I started this read this biography, with great anticipation, hoping to gain some insight into the mind of one of the most villainous characters in modern history. Yet, as I read, I soon realized that it was going to be difficult to understand someone who was mad, if you are not mad yourself. The narrative became a strange compilation of rather astute and insightful commentary, often hidden and mixed in amongst his mad ravings and bizarre ideas. Hitler makes mostly nonsense, but with a sprinkling of rather astute sense, the combination making some of his accounts strangely compelling. It's rather alarming. Yet his rambling diatribes and racist invective soon began to become wearing and while I didn't fall asleep like Ruth, I quickly developed a distaste for much of what he had to say. As an historical document, it was moderately interesting, but as for my attempt for a personal connection with Hitler, that was a complete fail. And I must say, that it was a very pleasant fail. Personally, I was very glad to say goodbye to Adolf Hitler.

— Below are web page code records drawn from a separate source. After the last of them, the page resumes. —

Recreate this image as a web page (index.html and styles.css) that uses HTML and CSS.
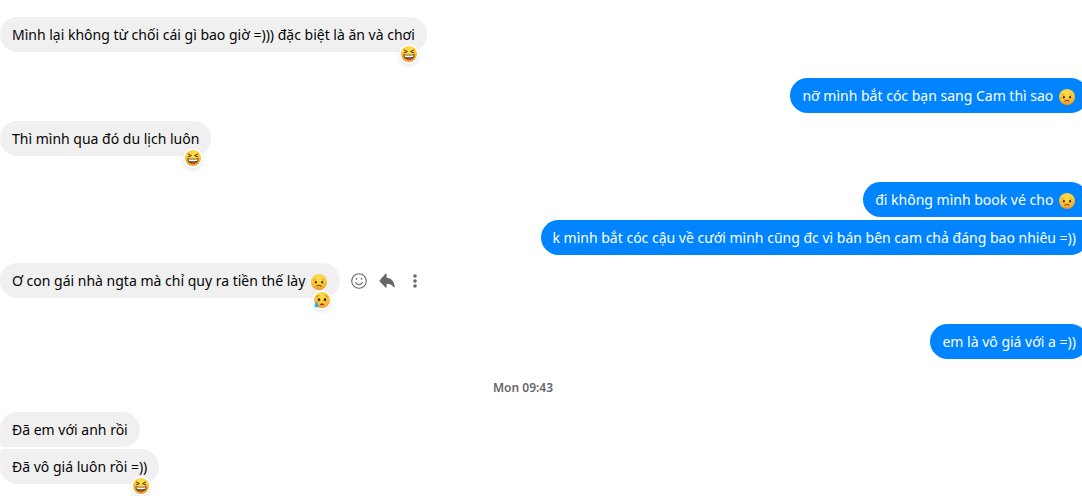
FILE: index.html
```
<!DOCTYPE html>
<html lang="vi">

<head>
    <meta charset="UTF-8">
    <meta name="viewport" content="width=device-width, initial-scale=1.0">
    <title>Chat</title>
    <link rel="stylesheet" href="styles.css">
</head>

<body>
    <!-- emoji shapes, reused below -->
    <svg class="sprite" aria-hidden="true">
        <defs>
            <radialGradient id="face" cx="50%" cy="25%" r="78%">
                <stop offset="0" stop-color="#ffe04f" />
                <stop offset="0.6" stop-color="#fdc536" />
                <stop offset="1" stop-color="#ef8b2c" />
            </radialGradient>
            <symbol id="laugh" viewBox="0 0 16 16">
                <circle cx="8" cy="8" r="8" fill="url(#face)" />
                <path d="M3.400 4 6.400 5.600 3.200 6.800M12.600 4 9.600 5.600 12.800 6.800" fill="none" stroke="#4b3510" stroke-width="1" stroke-linecap="round" stroke-linejoin="round" />
                <path d="M2.400 8.300c3.600.7 7.600.7 11.200 0 .2 3.200-2 5.500-5.600 5.500S2.200 11.500 2.400 8.300z" fill="#5c3b14" />
                <path d="M3.400 9.200c3 .5 6.200.5 9.200 0l-.5 1.700c-2.600.4-5.600.4-8.200 0z" fill="#fff" />
                <path d="M5.400 12.800c1.500-.9 3.700-.9 5.200 0-1.500 1-3.700 1-5.200 0z" fill="#e0563c" />
            </symbol>
            <symbol id="sad" viewBox="0 0 16 16">
                <circle cx="8" cy="8" r="8" fill="url(#face)" />
                <path d="M3.200 6.200c.9-.1 1.700-.5 2.200-1.200M12.800 6.200c-.9-.1-1.700-.5-2.200-1.200" fill="none" stroke="#c98a20" stroke-width=".7" stroke-linecap="round" />
                <ellipse cx="4.900" cy="8.300" rx="1.100" ry="1.200" fill="#4b3510" />
                <ellipse cx="11.100" cy="8.300" rx="1.100" ry="1.200" fill="#4b3510" />
                <path d="M6 12.100c1.100-.9 2.900-.9 4 0" fill="none" stroke="#6b4312" stroke-width="1.100" stroke-linecap="round" />
            </symbol>
            <symbol id="cry" viewBox="0 0 16 16">
                <circle cx="8" cy="8" r="8" fill="url(#face)" />
                <path d="M2.800 5c.8-.3 1.600-.8 2.100-1.600M13.200 5c-.8-.3-1.600-.8-2.100-1.600" fill="none" stroke="#9a6512" stroke-width=".9" stroke-linecap="round" />
                <ellipse cx="5" cy="7.700" rx="1.300" ry="1.600" fill="#4b3510" />
                <ellipse cx="11" cy="7.700" rx="1.300" ry="1.600" fill="#4b3510" />
                <path d="M6.200 12.600c.8-1.300 2.800-1.300 3.600 0z" fill="#4b3510" stroke="#4b3510" stroke-width=".6" />
                <path d="M2.600 9.200c-1.200 2-2 3-2 4.200a2 2 0 0 0 4 0c0-1.200-.8-2.200-2-4.200z" fill="#3ba9ee" />
            </symbol>
        </defs>
    </svg>

    <main class="chat">
        <div class="row has-reaction">
            <div class="bubble">Mình lại không từ chối cái gì bao giờ =))) đặc biệt là ăn và chơi
                <span class="reaction"><svg class="emoji" role="img" aria-label="😆"><use href="#laugh" /></svg></span>
            </div>
        </div>
        <div class="row mine">
            <div class="bubble">nỡ mình bắt cóc bạn sang Cam thì sao <svg class="emoji" role="img" aria-label="😞"><use href="#sad" /></svg></div>
        </div>
        <div class="row has-reaction">
            <div class="bubble">Thì mình qua đó du lịch luôn
                <span class="reaction"><svg class="emoji" role="img" aria-label="😆"><use href="#laugh" /></svg></span>
            </div>
        </div>
        <div class="row mine first">
            <div class="bubble">đi không mình book vé cho <svg class="emoji" role="img" aria-label="😞"><use href="#sad" /></svg></div>
        </div>
        <div class="row mine last">
            <div class="bubble">k mình bắt cóc cậu về cưới mình cũng đc vì bán bên cam chả đáng bao nhiêu =))</div>
        </div>
        <div class="row has-reaction">
            <div class="bubble">Ơ con gái nhà ngta mà chỉ quy ra tiền thế lày <svg class="emoji" role="img" aria-label="😞"><use href="#sad" /></svg>
                <span class="reaction"><svg class="emoji" role="img" aria-label="😢"><use href="#cry" /></svg></span>
            </div>
            <div class="actions">
                <button type="button" aria-label="React">
                    <svg viewBox="0 0 16 16" fill="none" stroke="#65676b">
                        <circle cx="8" cy="8" r="7.300" stroke-width="1.100" />
                        <path d="M4.700 9.600c.6 1.300 1.800 2.100 3.300 2.100s2.700-.8 3.300-2.100" stroke-width="1.100" stroke-linecap="round" />
                        <circle cx="5.500" cy="5.800" r=".9" fill="#65676b" stroke="none" />
                        <circle cx="10.500" cy="5.800" r=".9" fill="#65676b" stroke="none" />
                    </svg>
                </button>
                <button type="button" aria-label="Reply">
                    <svg viewBox="0 0 16 16" fill="#65676b">
                        <path d="M7.600 1.300v3.500c4.600.2 7.700 3.500 8 9.100 0 .7-.5.900-.9.400-1.700-2.400-3.800-3.500-7.100-3.500v3.300c0 .7-.6.900-1.100.5L.7 8.600c-.4-.4-.4-.9 0-1.300L6.500.8c.5-.4 1.100-.2 1.100.5z" />
                    </svg>
                </button>
                <button type="button" aria-label="More">
                    <svg viewBox="0 0 16 16" fill="#65676b">
                        <circle cx="8" cy="3" r="1.800" />
                        <circle cx="8" cy="8" r="1.800" />
                        <circle cx="8" cy="13" r="1.800" />
                    </svg>
                </button>
            </div>
        </div>
        <div class="row mine">
            <div class="bubble">em là vô giá với a =))</div>
        </div>
        <time class="date">Mon 09:43</time>
        <div class="row first">
            <div class="bubble">Đã em với anh rồi</div>
        </div>
        <div class="row last has-reaction">
            <div class="bubble">Đã vô giá luôn rồi =))
                <span class="reaction"><svg class="emoji" role="img" aria-label="😆"><use href="#laugh" /></svg></span>
            </div>
        </div>
    </main>
</body>

</html>
```
FILE: styles.css
```
:root {
    --grey: #f0f0f0;
    --blue: #0084ff;
    --icon: #65676b;
    --radius: 18px;
}

body {
    margin: 0;
    background: #fff;
    color: #050505;
    font-family: "Segoe UI", "Noto Sans", sans-serif;
    font-size: 14px;
    line-height: 19px;
    overflow: hidden;
}

.sprite {
    position: absolute;
    width: 0;
    height: 0;
}

/* the thread runs a little past the right edge of the window */
.chat {
    display: flex;
    flex-direction: column;
    margin-right: -6px;
    padding-top: 17px;
}

.row {
    display: flex;
    align-items: center;
    margin-bottom: 8px;
}

.row.has-reaction {
    margin-bottom: 26px;
}

.row.first {
    margin-bottom: 2px;
}

.row.mine.first {
    margin-bottom: 3px;
}

.mine {
    justify-content: flex-end;
}

.bubble {
    position: relative;
    padding: 8px 12px;
    border-radius: var(--radius);
    background: var(--grey);
    white-space: nowrap;
}

.mine .bubble {
    background: var(--blue);
    color: #fff;
}

.first .bubble {
    border-bottom-left-radius: 4px;
}

.last .bubble {
    border-top-left-radius: 4px;
}

.mine.first .bubble {
    border-radius: var(--radius) var(--radius) 4px var(--radius);
}

.mine.last .bubble {
    border-radius: var(--radius) 4px var(--radius) var(--radius);
}

.emoji {
    width: 16px;
    height: 16px;
    margin: 0 1px 0 2px;
    vertical-align: -4px;
}

.reaction {
    position: absolute;
    right: 8px;
    bottom: -12px;
    display: flex;
    padding: 2px;
    border-radius: 50%;
    background: #fff;
    box-shadow: 0 2px 4px rgba(0, 0, 0, 0.1);
}

.reaction .emoji {
    margin: 0;
}

.actions {
    display: flex;
    gap: 12px;
    margin-left: 11px;
}

.actions button {
    display: flex;
    padding: 0;
    border: none;
    background: none;
    cursor: pointer;
}

.actions svg {
    width: 16px;
    height: 16px;
}

.date {
    margin: 11px 42px 15px 0;
    text-align: center;
    font-size: 12px;
    font-weight: 600;
    color: var(--icon);
}
```
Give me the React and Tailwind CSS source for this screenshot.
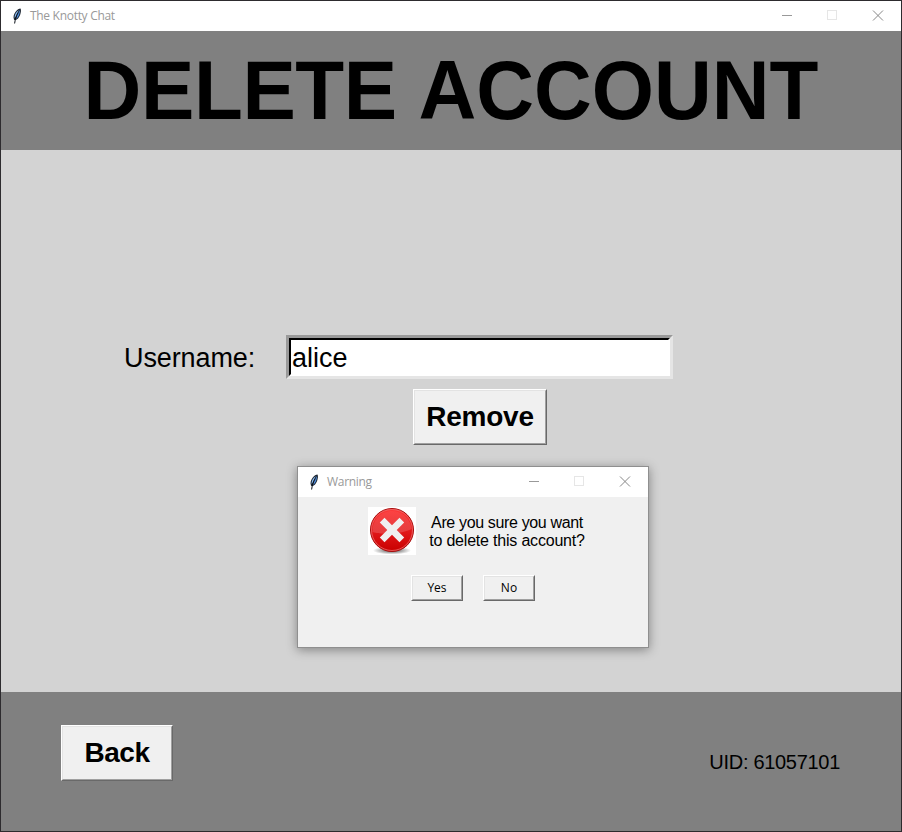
import React from 'react';

const arial = "font-['Liberation_Sans',Arial,sans-serif]";
const segoe = "font-['Open_Sans','Noto_Sans',sans-serif]";

function Feather() {
  return (
    <svg className="h-4 w-4" viewBox="0 0 16 16">
      <path d="M5 11.800C3.900 9 4.800 6 6.800 3.600 8.300 1.800 10 .7 11.500.6c.8 1.500.5 4-.4 6.300-1 2.600-2.800 4.600-4.800 5.400z" fill="#1b2430" />
      <path d="M5.600 10.200C5.200 7.500 6.800 4.200 9.800 2.100L6.800 8.300z" fill="#8dbcf0" />
      <path d="M10.800 2C11.200 5.300 9.700 8.900 7.100 10.900l.9-3.600z" fill="#4f8fe0" />
      <path d="M9.300 4.500C7.500 7.500 6.200 11 5.600 15.500" fill="none" stroke="#0c1119" strokeWidth="1" />
    </svg>
  );
}

function TitleBar({ title }) {
  return (
    <div className="flex h-[30px] shrink-0 items-center bg-white pl-2">
      <Feather />
      <span className={`ml-[5px] flex-1 text-[12px] leading-[16px] tracking-[-0.3px] text-[#999] ${segoe}`}>{title}</span>
      <svg className="h-[30px] w-[138px]" viewBox="0 0 138 30" shapeRendering="crispEdges" fill="none">
        <path d="M19 14.500h10" stroke="#999" />
        <rect x="64.500" y="9.500" width="9" height="9" stroke="#e6e6e6" />
        <path d="M110 9.500l10 10M120 9.500l-10 10" stroke="#888" shapeRendering="auto" />
      </svg>
    </div>
  );
}

function Button({ className, children }) {
  return (
    <button className={`block border border-t-white border-l-white border-r-[#696969] border-b-[#696969] ${className}`}>
      <span className="flex h-full w-full items-center justify-center border border-t-[#e3e3e3] border-l-[#e3e3e3] border-r-[#a0a0a0] border-b-[#a0a0a0] bg-[#f0f0f0] text-black">
        {children}
      </span>
    </button>
  );
}

function ErrorIcon() {
  return (
    <svg className="h-12 w-12 bg-white" viewBox="0 0 48 48">
      <defs>
        <linearGradient id="red" x1="0" y1="0" x2="0" y2="1">
          <stop offset="0" stopColor="#ff3a3a" />
          <stop offset="0.5" stopColor="#e31a1c" />
          <stop offset="1" stopColor="#c80000" />
        </linearGradient>
        <linearGradient id="gloss" x1="0" y1="0" x2="0" y2="1">
          <stop offset="0" stopColor="#fff" stopOpacity="0.06" />
          <stop offset="1" stopColor="#fff" stopOpacity="0.17" />
        </linearGradient>
        <radialGradient id="ground">
          <stop offset="0" stopColor="#000" stopOpacity="0.7" />
          <stop offset="1" stopColor="#000" stopOpacity="0" />
        </radialGradient>
      </defs>
      <ellipse cx="24" cy="43.500" rx="19" ry="4" fill="url(#ground)" />
      <circle cx="24" cy="23" r="21.500" fill="url(#red)" stroke="#a80b0b" />
      <circle cx="24" cy="23" r="20.500" fill="none" stroke="#ee6a6a" strokeWidth="0.8" />
      <path d="M4.500 25a19.500 19.500 0 1 1 39 -3C38 24.500 31 26.500 21 26.500 13 26.500 9 26.500 4.500 25z" fill="url(#gloss)" />
      <path d="M16.500 10.800l7.500 7.500 7.500-7.500 4.700 4.700-7.500 7.500 7.500 7.500-4.700 4.700-7.500-7.500-7.500 7.500-4.700-4.700 7.500-7.500-7.500-7.500z" fill="#f0f0f0" />
    </svg>
  );
}

function WarningDialog() {
  return (
    <div className="absolute left-[296px] top-[316px] flex h-[182px] w-[352px] flex-col border border-[#8f8f8f] bg-[#f0f0f0] shadow-[0_2px_10px_0px_rgba(0,0,0,0.38)]">
      <TitleBar title="Warning" />
      <div className="flex pl-[70px] pt-[10px]">
        <ErrorIcon />
        <p className={`ml-[12px] mt-[7px] w-[158px] whitespace-nowrap text-center text-[16px] leading-[18px] text-black ${arial}`}>
          <span className="block tracking-[-0.35px]">Are you sure you want</span>
          <span className="block tracking-[-0.2px]">to delete this account?</span>
        </p>
      </div>
      <div className={`mt-5 flex gap-5 pl-[113px] text-[12px] leading-[16px] ${segoe}`}>
        <Button className="h-[26px] w-[52px]">Yes</Button>
        <Button className="h-[26px] w-[52px]">No</Button>
      </div>
    </div>
  );
}

export default function App() {
  return (
    <div className={`flex h-[832px] w-[902px] flex-col overflow-hidden border border-[#2d2b2e] text-black ${arial}`}>
      <TitleBar title="The Knotty Chat" />
      <header className="flex h-[119px] shrink-0 items-center justify-center bg-[#808080]">
        <h1 className="whitespace-nowrap text-[80px] font-bold leading-[92px] scale-y-[1.05]">
          <span className="tracking-[-0.4px]">DELETE</span>
          <span className="ml-[2.400px]"> ACCOUNT</span>
        </h1>
      </header>
      <main className="relative h-[542px] shrink-0 bg-[#d3d3d3] pt-[185px]">
        <div className="flex items-center pl-[123px]">
          <label className="w-[162px] pt-[2px] text-[27px] leading-[32px] tracking-[-0.1px]">Username:</label>
          <div className="h-[44px] w-[387px] border-[3px] border-b-[#e5e5e5] border-l-[#999] border-r-[#e5e5e5] border-t-[#999]">
            <div className="flex h-full items-center border-2 border-b-white border-l-black border-r-white border-t-black bg-white pl-px pt-[2px] text-[27px] leading-[32px]">
              alice
            </div>
          </div>
        </div>
        <Button className="ml-[412px] mt-[10px] h-[56px] w-[134px] text-[28px] font-bold leading-[32px] tracking-[-0.2px]">Remove</Button>
        <WarningDialog />
      </main>
      <footer className="flex h-[139px] shrink-0 items-start justify-between bg-[#808080] pl-[60px] pr-[61px] pt-[33px]">
        <Button className="h-[56px] w-[112px] text-[28px] font-bold leading-[32px] tracking-[-0.5px]">Back</Button>
        <span className="mt-[25px] text-[20px] leading-[24px] tracking-[-0.3px]">UID: 61057101</span>
      </footer>
    </div>
  );
}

With regard to the translation of my edition, it is an annotated and unexpurgated edition sponsored by a number of people including Albert Einstein, Thomas Mann, Theodore Roosevelt, Jr., and Edna St. Vincent Millay. Published in 1939, after the First World War, yet just at the beginning of the second one, the perspective it offers with regard to the annotations is indeed a unique one, and very valuable to understanding the mindset of the times. I cannot see an official translator noted, but it is published by Houghton Mifflin, in case anyone wants to search it out.